La caldera del diablo
Ganadora de la Cámara de Oro del Festival de Cannes, Ajami refleja la violencia cotidiana en un barrio de Haifa que no hace sino replicar el conflicto armado que tiene en llamas desde hace décadas a Medio Oriente.
Parece por lo menos un sinsentido que esta película israelí, que participó el año pasado de la Competencia Internacional del Bafici, llegue ahora a su estreno en salas cuando una nueva edición del festival porteño todavía tiene acaparado por todo este fin de semana al mismo público al que se supone está dirigido Ajami. Ganadora de la Cámara de Oro del Festival de Cannes, entre muchos otros premios y reconocimientos (fue competidora de El secreto de sus ojos por el Oscar al mejor film extranjero), la ópera prima realizada a cuatro manos por el palestino Scandar Copti y el israelí Yaron Shani es esa clase de películas que no siempre consigue estar a la altura de sus ambiciones, que son muchas.

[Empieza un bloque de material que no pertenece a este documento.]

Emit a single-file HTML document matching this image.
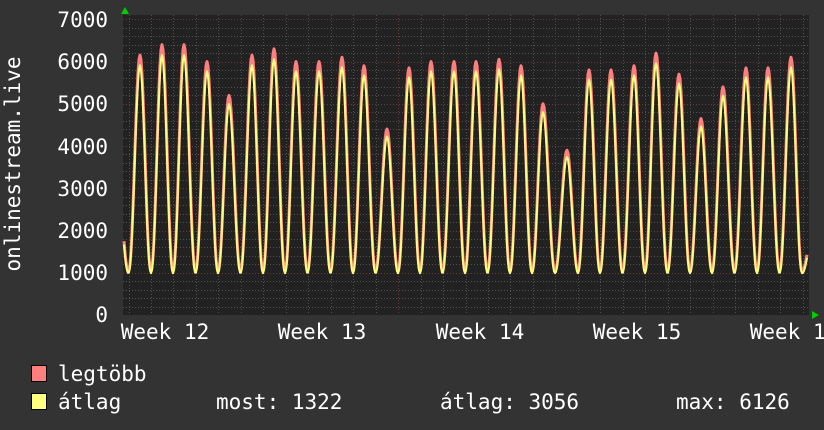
<!DOCTYPE html>
<html><head><meta charset="utf-8"><style>
html,body{margin:0;padding:0;background:#333;}
body{width:824px;height:430px;overflow:hidden;position:relative;font-family:"DejaVu Sans Mono","Liberation Mono",monospace;color:#fff;}
svg{position:absolute;left:0;top:0;}
</style></head><body>
<svg id="g" width="824" height="430" xmlns="http://www.w3.org/2000/svg" font-family="DejaVu Sans Mono, Liberation Mono, monospace" font-size="21" fill="#fff">
<rect x="0" y="0" width="824" height="430" fill="#333"/>
<rect x="123" y="15" width="686" height="300" fill="#222"/>
<g id="grid"></g>
<g id="data"></g>
<polygon points="121,14 129,14 125,7" fill="#0c0"/>
<polygon points="812,311 812,319 819,315" fill="#0c0"/>
<g text-anchor="end">
<text x="108" y="27">7000</text>
<text x="108" y="69">6000</text>
<text x="108" y="111">5000</text>
<text x="108" y="154">4000</text>
<text x="108" y="196">3000</text>
<text x="108" y="238">2000</text>
<text x="108" y="280">1000</text>
<text x="108" y="322">0</text>
</g>
<text transform="translate(20,164) rotate(-90)" text-anchor="middle">onlinestream.live</text>
<g text-anchor="middle">
<text x="165" y="339">Week 12</text>
<text x="322" y="339">Week 13</text>
<text x="480" y="339">Week 14</text>
<text x="637" y="339">Week 15</text>
<text x="794" y="339">Week 16</text>
</g>
<rect x="31.5" y="365.5" width="15" height="16" fill="#ff7f7f" stroke="#000"/>
<rect x="31.5" y="393.5" width="15" height="16" fill="#ffff7f" stroke="#000"/>
<text x="58" y="381">legtöbb</text>
<text x="58" y="409">átlag</text>
<text x="216" y="409">most: 1322</text>
<text x="440" y="409">átlag: 3056</text>
<text x="676" y="409">max: 6126</text>
</svg>
<script>
var ns="http://www.w3.org/2000/svg";
function yv(v){return 315-v*0.04224;}
var grid=document.getElementById('grid');
function line(x1,y1,x2,y2,c){var l=document.createElementNS(ns,'line');l.setAttribute('x1',x1);l.setAttribute('y1',y1);l.setAttribute('x2',x2);l.setAttribute('y2',y2);l.setAttribute('stroke',c);l.setAttribute('stroke-width',1);l.setAttribute('stroke-dasharray','1,2');l.setAttribute('shape-rendering','crispEdges');grid.appendChild(l);}
for(var v=200;v<=7000;v+=200){var y=Math.round(yv(v))+.5;line(123,y,809,y,v%1000==0?'#6a3a3a':'#505050');}
for(var x=128.5;x<809;x+=22.47){var xx=Math.round(x)+.5;var m=((x-242)%157.3+157.3)%157.3;var maj=m<3||m>154.3;line(xx,15,xx,315,maj?'#6a3a3a':'#505050');}
var peaks=[[117,3400],[140,6150],[162,6400],[184,6400],[207,6000],[229,5200],[252,6150],[274,6300],[296,6000],[319,6000],[342,6100],[364,5900],[387,4400],[409,5850],[431,6000],[454,6000],[476,6000],[499,6050],[521,5900],[543,5000],[567,3900],[589,5800],[611,5800],[634,5900],[656,6200],[679,5700],[701,4650],[723,5400],[746,5850],[768,5850],[791,6100],[813,2000]];
function val(x,yel){
 var i=0;while(i<peaks.length-2&&peaks[i+1][0]<x)i++;
 var a=peaks[i],b=peaks[i+1];
 var t=(x-a[0])/(b[0]-a[0]);
 var mid=1050,v;
 if(t<0.5){var s=t/0.5;v=mid+(a[1]-mid)*Math.pow(0.5+0.5*Math.cos(Math.PI*s),1.1);}
 else{var s=(t-0.5)/0.5;v=mid+(b[1]-mid)*Math.pow(0.5-0.5*Math.cos(Math.PI*s),1.1);}
 if(yel)v=v-(v-mid)*0.035-60;
 return v;
}
function pl(yel,col,w){var pts=[];for(var x=124;x<=807;x+=1){pts.push(x+','+yv(val(x,yel)).toFixed(1));}var p=document.createElementNS(ns,'polyline');p.setAttribute('points',pts.join(' '));p.setAttribute('fill','none');p.setAttribute('stroke',col);p.setAttribute('stroke-width',w);p.setAttribute('stroke-linejoin','round');document.getElementById('data').appendChild(p);}
pl(false,'#ff7f7f',3);
pl(true,'#ffff7f',2);
</script>
</body></html>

El título del film remite a una barriada de Haifa, no muy lejos de Tel Aviv, donde conviven israelíes, palestinos y cristianos, todos revolcados en el mismo lodo: el de la violencia cotidiana, que parece bastante más que el mero reflejo del conflicto armado que tiene en llamas desde hace décadas a Medio Oriente. Según expone Ajami ya desde su primera secuencia, en ese barrio –como en Calles peligrosas, de Martin Scorsese, que da la impresión de ser uno de los modelos sobre el cual está construido el film–- cualquier diferendo se resuelve de la peor manera posible: a los tiros, o incluso a las cuchilladas.
Es lo que le sucede, por caso, al bueno de Malek, un adolescente palestino que ve cómo se disgrega toda su familia cuando su tío se convierte en víctima de una venganza entre clanes beduinos que puede cobrar la vida de cualquiera, incluso la suya, aunque sea un perfecto inocente. Las deudas allí se pagan con sangre, o se saldan con mucho dinero, demasiado para esa familia humilde, que apenas si puede vivir de su trabajo. Que el mediador entre beduinos y palestinos sea una suerte de “padrino” cristiano habla del espeso caldo de cultivo que es ese barrio. Que la hija del mediador –también cristiana, claro– sea en secreto la novia de un palestino, a la sazón el hermano de Malek, da una idea del denso entretejido que va elaborando Ajami a lo largo de sus dos horas de trabajoso relato.
Dividido en cinco capítulos, que tienen todos finalmente los mismos personajes enfrentados a situaciones cada vez más difíciles, como si esa espiral de violencia sólo pudiera profundizarse, Ajami expresa de una manera muy visceral lo que sucede no sólo en las calles sino también puertas adentro en ese barrio, convertido en un campo de batalla no oficializado como tal. El problema es que todo aquello que a priori parece verdadero y espontáneo (por el uso de locaciones reales, por la participación de actores no profesionales) poco a poco se va volviendo mecánico y artificioso por culpa de un guión que se empeña en manipular situaciones y personajes, a la manera del repetido mosaico de Amores perros, otro de los modelos de Ajami, y no precisamente el mejor.